After upgrading the NSX-T Edge node to 3.1.3, the NSX-T Edge node expects 3 pieces on information about the collector; IP, Port Number and Type.
However the Manager Node prior to upgrade only sends two pieces of information: IP and Port Number.
Due to this missing piece of information, the NSX-T Edge node will continuously retries RPC connections, each failure results in a file open and thus leading to this file open exhaustion issue.

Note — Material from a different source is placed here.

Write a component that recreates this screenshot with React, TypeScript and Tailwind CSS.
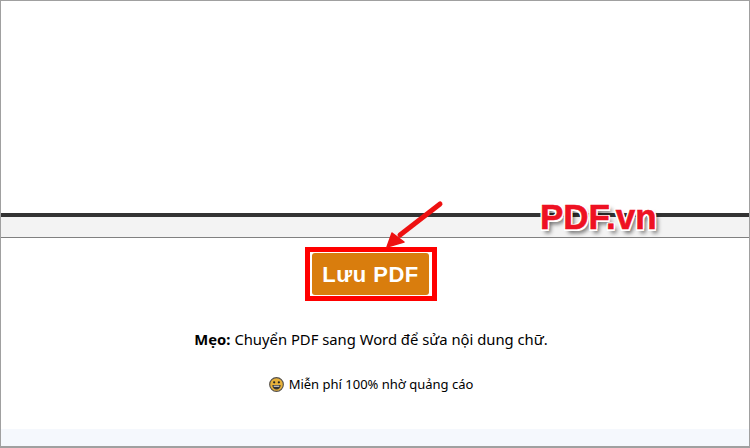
export default function App() {
  return (
    <div className="relative flex h-[448px] w-[750px] flex-col overflow-hidden border border-b-2 border-[#a0a0a0] bg-white font-['Noto_Sans',sans-serif] text-black">
      {/* Viewer area */}
      <div className="h-[212px] shrink-0 bg-white" />
      <div className="h-[4px] shrink-0 bg-[#333333]" />
      <div className="h-[20px] shrink-0 border-b border-[#808080] bg-[#f3f3f3] box-content" />

      <div className="flex flex-col pr-[8px]">
        <div className="mt-[9px] flex justify-center">
          <div className="border-[5px] border-[#ff0000] py-[1px] pl-[2px] pr-[3px]">
            <button className="flex h-[42px] w-[117px] items-center justify-center rounded-[3px] bg-[#d97d0d] font-['Liberation_Sans',sans-serif] text-[22px] font-bold tracking-[0.5px] text-white">
              Lưu PDF
            </button>
          </div>
        </div>

        <p className="mt-[28px] text-center text-[14.8px] leading-[20px]">
          <strong>Mẹo:</strong> Chuyển PDF sang Word để sửa nội dung chữ.
        </p>

        <div className="mt-[26px] flex items-center justify-center gap-[5px] text-[13px] leading-[18px]">
          <svg width="15" height="15" viewBox="0 0 16 16">
            <circle cx="8" cy="8" r="7.3" fill="#e8b23a" stroke="#55504a" strokeWidth="1.2" />
            <circle cx="5.500" cy="5.600" r="1.200" fill="#222222" />
            <circle cx="10.500" cy="5.600" r="1.200" fill="#222222" />
            <path d="M3.600 8.600h8.800c0 3-2 4.800-4.400 4.800s-4.400-1.800-4.400-4.800z" fill="#333333" />
            <path d="M5 9.300h6v1h-6z" fill="#ffffff" />
          </svg>
          <span>Miễn phí 100% nhờ quảng cáo</span>
        </div>
      </div>

      {/* Footer strip */}
      <div className="mt-auto h-[17px] shrink-0 bg-[#f5f8fd]" />

      {/* Annotation arrow */}
      <svg className="absolute left-[379px] top-[197px]" width="66" height="52" viewBox="0 0 66 52">
        <path d="M60 6 L20 37" stroke="#ee1111" strokeWidth="5" strokeLinecap="round" fill="none" />
        <path d="M7 49 L12 35 L24 44 Z" fill="#ee1111" stroke="#ee1111" strokeWidth="1.500" strokeLinejoin="round" />
      </svg>

      {/* Watermark */}
      <span className="absolute left-[539px] top-[196px] font-['Liberation_Sans',sans-serif] text-[35px] font-bold leading-[40px] text-[#ee1122] [-webkit-text-stroke:0.6px_#ee1122] [text-shadow:1.5px_0_0_#fff,-1.5px_0_0_#fff,0_1.5px_0_#fff,0_-1.5px_0_#fff,1.5px_1.5px_0_#fff,-1.5px_1.5px_0_#fff,1.5px_-1.5px_0_#fff,-1.5px_-1.5px_0_#fff,3px_4px_4px_rgba(0,0,0,0.6)]">
        PDF.vn
      </span>
    </div>
  )
}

The below API call can be used to verify the Collector information:
curl -i -k -u 'admin:<PW>' -H "Content-Type:application/json" -X GET https://<nsx-mgr-ip>/api/v1/global-configs/OperationCollectorGlobalConfig
This issue is resolved in NSX-T Data Center 3.1.3, once the NSX-T management plane is completely upgraded, you will need to restart the service:
This is in order to clear any open file descriptors that may have accumulated.
Workaround:
If there is a long gap between the NSX-T edge node upgrade and NSX-T manager node upgrade and you encounter this issue, disable the collector configuration, this can be done via the log collection utility for example within vRNI and execute the below command on the impacted NSX-T Edge node while logged in as root:
service nsx-edge-api-server restart
Alternatively, before you start the NSX-T upgrade, you can clear the collector information from using the API above and remove the collector information and post NSX-T is completely upgraded, you can re-apply the collector configuration again.